There's no doubt that Facebook is developing a Web payment platform to rival those of Google, Amazon and eBay (PayPal). But Facebook may also be looking to crack one of the biggest nuts in the online payment world, which is mobile. Facebook spokesperson Kathleen Loughlin confirmed reports that the social networking site has hired Prashant Fuloria, a former Google employee who worked on Google Checkout; given Facebook's obvious focus on mobile Web applications, Fuloria's direction is clear.

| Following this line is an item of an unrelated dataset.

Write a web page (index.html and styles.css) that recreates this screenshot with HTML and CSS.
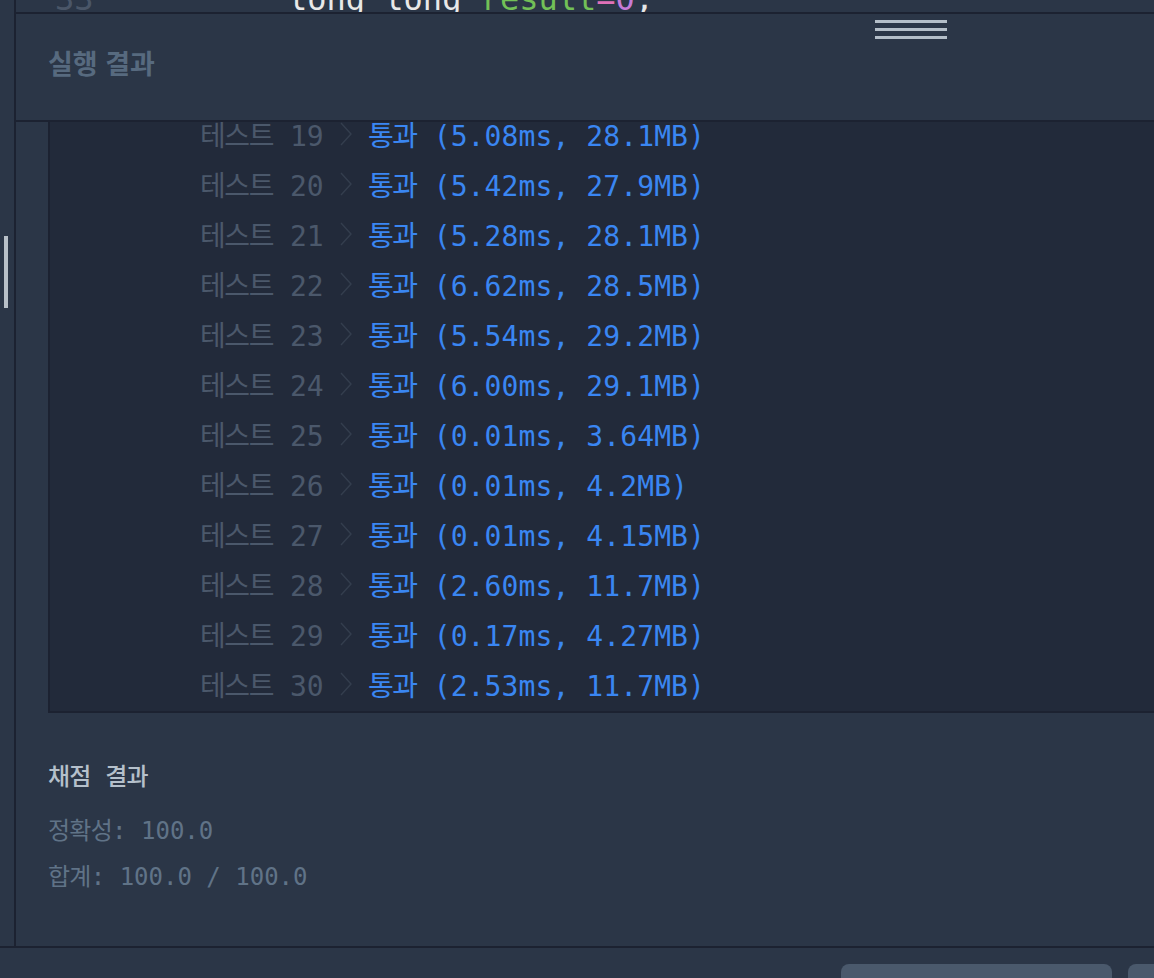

The principal roadblock to facilitating mobile payments is the mobile carriers themselves. In order to charge customers, sites can pick from two equally deadly poisons: allow customers to charge products or services to their wireless bill, which is transparent and easy but costs the vendor close to 30 percent of the transaction price; or else they have to ask customers to pick a payment method like a credit card or a PayPal or Google Checkout account. Mark Curtis, CEO of dating and social networking site Flirtomatic, told me that the size of transaction fees collected by carriers means he can't sell real goods unless customers don't know what the price ought to be. Men might be willing to pay 30 percent above market rates to send flowers to a new girlfriend, but that's about it. The other poison -- using a payment system -- stops the transaction cold, unless customers have already used it on their mobile devices on this particular site.

This is where Facebook's payment platform comes in. Facebook has over 200 million active users (people who have visited at least once in the past 30 days), which means the odds are very great that a mobile user will already have an account. And Facebook has established a close relationship with its base -- a relationship tempered by the heat of what can only be described as lovers' quarrels over basic issues of trust and privacy. I have absolutely no problem imagining that its members will trust Facebook with a payment platform that they can then use to pay for goods sold by vendors across the Web using Facebook Connect, which is used by members to "combine their Facebook experience with any participating Website, desktop application or mobile device."

Note that even back in December, Facebook's release emphasized the mobile aspect of the feature. Despite the many roadblocks, customers have demonstrated a greater willingness to pay for products and services using mobile devices than traditional Web-surfing devices, Curtis of Flirtomatic told me. And where Facebook is concerned, he agreed that "mobility is a critical part of what they're looking at."

One more indication of the importance Facebook places on mobile: the fourth person on the company's organizational chart, after CEO Mark Zuckerberg, and ahead of COO Sheryl Sandberg, is Chamath Palihapitiya, the company's vice president of growth, mobile and international.

Despite its size, or perhaps because of it -- and how it got to be so big -- Google hasn't come close to establishing the kind of stranglehold on payment systems that it has on search; PayPal is painful for vendors and customers alike, which explains why it hasn't caught on despite being the only obvious choice for so many years, and Amazon hasn't given anyone a compelling reason to sign up unless they're buying directly from Amazon. Facebook has a massive user base and a compelling reason to sign up; that it hasn't rushed a payment system to market shows how important it believes this to its future. And unlike Beacon or design issues, this isn't something that members will forgive and forget if the site gets it wrong the first time.